La fierté de tout un territoire

Bien que vivant à Paris, Quentin Lucas continue de contribuer au développement de son territoire, en aidant les habitant de Saint-Pierre-et-Miquelon dans la construction de leurs maisons, par exemple. « Je veux garder ce lien avec mais le voyage coûte cher. L’une des solutions, c'était de créer mon entreprise et d’accompagner les porteurs de projets dans la construction de leurs maisons. La plupart du temps, les habitants construisent leur maison eux-mêmes. Je les aide à distance. Cela me permet de maintenir ce lien, en attendant de voir comment je peux le renforcer ». 

©Marianne Baroin et Quentin Lucas

C’est également avec l’idée de porter son territoire, où qu’il aille, que le jeune homme a décidé de participer au concours des Talents de l’Outre-mer. « Les Outre-mer ne sont pas très connus, mais Saint-Pierre-et-Miquelon, c’est encore pire. Je voulais vraiment représenter mon territoire de cette façon. C’est aussi valoriser ce parcours que j’ai pu faire grâce à la collectivité territoriale qui m’a accompagné financièrement pendant mes études. Cette bourse qu’elle nous donne m’a permis de réussir. À côté de cela, j’ai également pu faire un master en urbanisme à Sciences Po Paris. C’est une façon de montrer ma reconnaissance. Et puis de mon côté, c’est satisfaisant de voir que l’on valorise le travail accompli », indique le jeune homme qui voit également en ce prix le début d’un nouveau chapitre de sa vie, après un début de parcours professionnel commencé il y a six mois au cabinet du 1er adjoint au maire de Paris.

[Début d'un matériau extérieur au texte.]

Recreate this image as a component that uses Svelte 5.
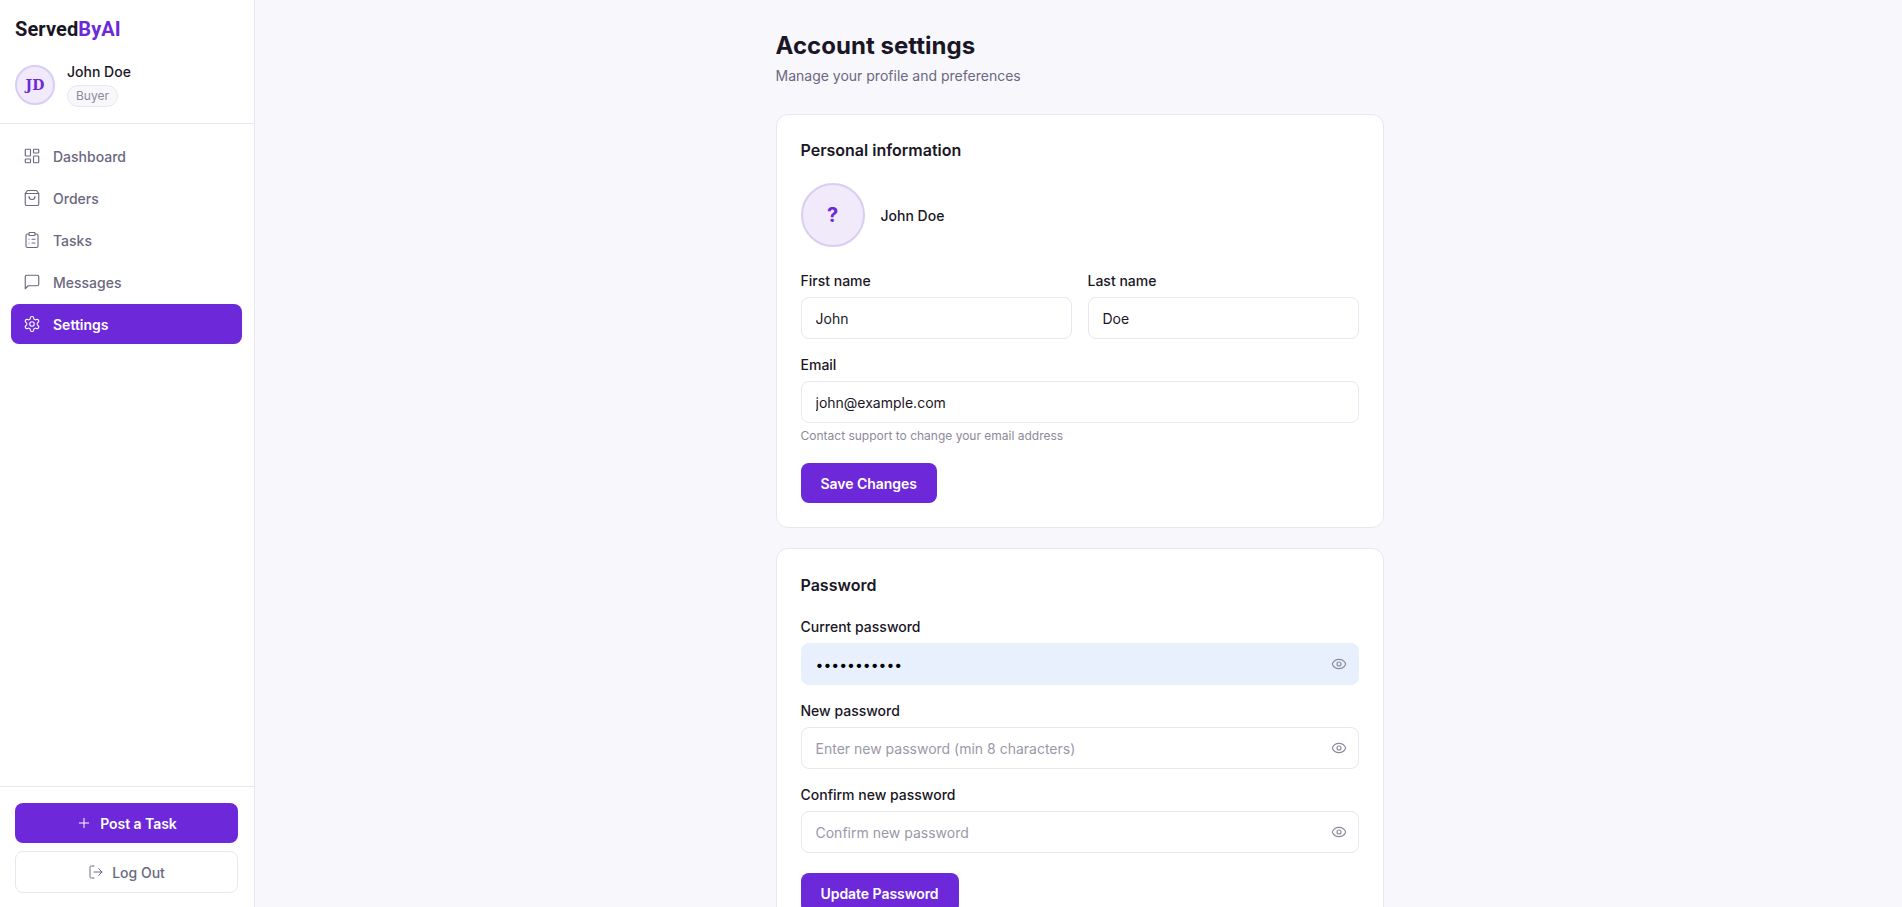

Le conseiller architecture et patrimoine accompagne les autorisations d’urbanisme dans le cadre du nouveau plan local d'urbanisme bioclimatique. Il participe également aux grands projets urbains patrimoniaux tels que le réaménagement des abords de Notre-Dame de Paris ou encore le réaménagement du secteur des Champs Élysées… Aujourd’hui, le Miquelonnais évolue à Paris mais ne s’interdit pas de penser à un retour à Saint-Pierre-et-Miquelon. « Je ne me fermerai jamais à cette idée même si je ne sais pas quand cela pourrait se faire ».